The infamous nude swimming scene was originally filmed in three different versions: with Jane wearing her traditional costume, with Jane topless and with Jane fully nude. US states were empowered at that time to enact individual censorship laws, and three different versions of the scene were filmed in order to allow individual states to select the version of the scene which best conformed to its laws. All three versions were eventually removed from the film due to protests from conservative religious groups, particularly the powerful Catholic Legion of Decency. The nude version of the scene was discovered in the vaults of Turner Entertainment during the late 1990s following its purchase of the MGM film library, and was restored to most subsequent versions of the film on the direct orders of Turner Entertainment chairman Ted Turner. In the restored version of the scene, Tarzan is depicted wearing his traditional loincloth while Jane appears fully nude, her costume having been torn off when Tarzan playfully tosses her from a tree to the water below. The scene as it exists today is approximately four minutes in duration.
 
In many places, they weren't shown.

Maureen O'Sullivan does not appear as Jane during the film's famous nude swimming sequence. O'Sullivan is instead doubled by Josephine McKim, a member of the 1924 and 1928 U.S. Womens' Olympic Swim Teams and one of the four U.S. swimmers on that team to win the 1928 gold medal in the 400-Meter Freestyle Relay.

The infamous nude swimming scene was originally filmed in three different versions: with Jane wearing her traditional costume, with Jane topless and with Jane fully nude. US states were empowered at that time to enact individual censorship laws, and three different versions of the scene were filmed in order to allow individual states to select the version of the scene which best conformed to its laws. All three versions were eventually removed from the film due to protests from conservative religious groups, particularly the powerful Catholic Legion of Decency. The nude version of the scene was discovered in the vaults of Turner Entertainment during the late 1990s following its purchase of the MGM film library, and was restored to most subsequent versions of the film on the direct orders of Turner Entertainment chairman Ted Turner. In the restored version of the scene, Tarzan is depicted wearing his traditional loincloth while Jane appears fully nude, her costume having been torn off when Tarzan playfully tosses her from a tree to the water below. The scene as it exists today is approximately four minutes in duration.
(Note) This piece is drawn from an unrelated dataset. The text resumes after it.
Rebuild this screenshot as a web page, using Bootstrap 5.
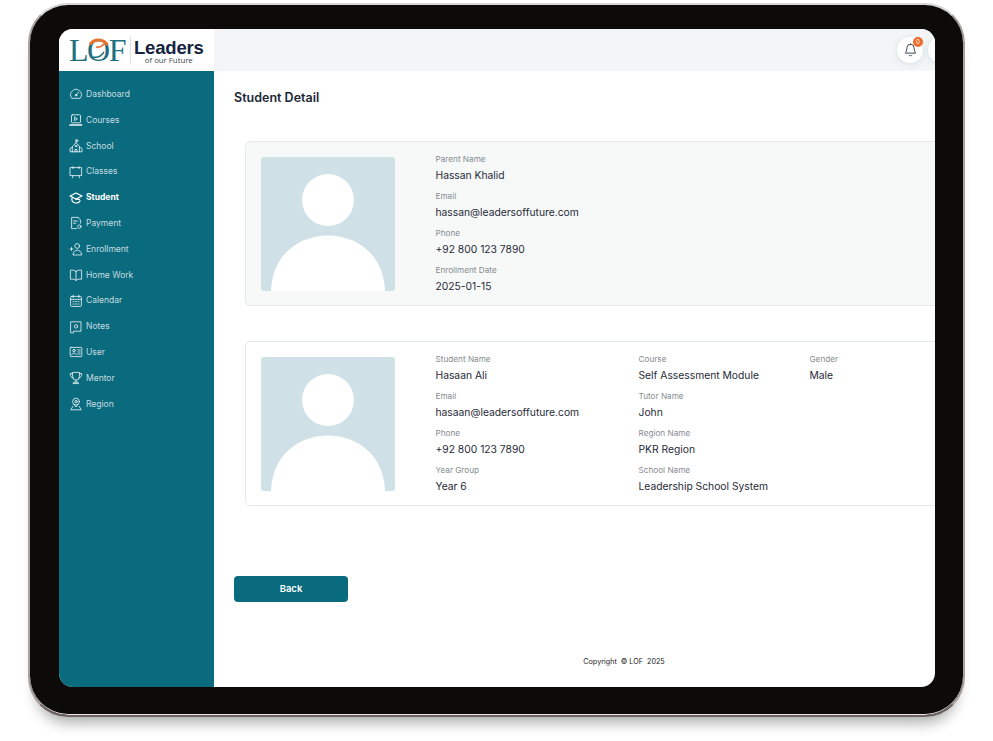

Thanks for posting. I thought a double must have been used for the swimming scene.
 
I loved it when Johnny W. grabed a vine and crossed the creek swinging on it and the Nazis tried to wade across with the creek chock full of Piranhas. Johnny W. was da man.

Didn't know they had Piranhas in Africa.

Rule 303
 
I loved it when Johnny W. grabed a vine and crossed the creek swinging on it and the Nazis tried to wade across with the creek chock full of Piranhas. Johnny W. was da man.

Didn't know they had Piranhas in Africa.

Rule 303

They DON'T have piranhas in Africa. Artistic licence, I guess.

They do have "tiger fish", but they are very different, although you wouldn't like to be bitten by one. Google them and look for pics of them with open mouths. And I think they can reach 100 pounds in large lakes. They resemble striped bass with teeth from a nightmare.

But crocs and hippos are the real threats to human life in African waterways, although there are such things as water cobras, too.

The Tarzan books even had Tarzan killing deer instead of antelope! Really sloppy research! And the friendly Waziri tribe was silly. The actual Waziri are really Pathans, from around the Khyber Pass near Pakistan/ Afghanistan.

Burroughs did, though, know that a .45 was better for protection than smaller guns. His books mentioned that a few times.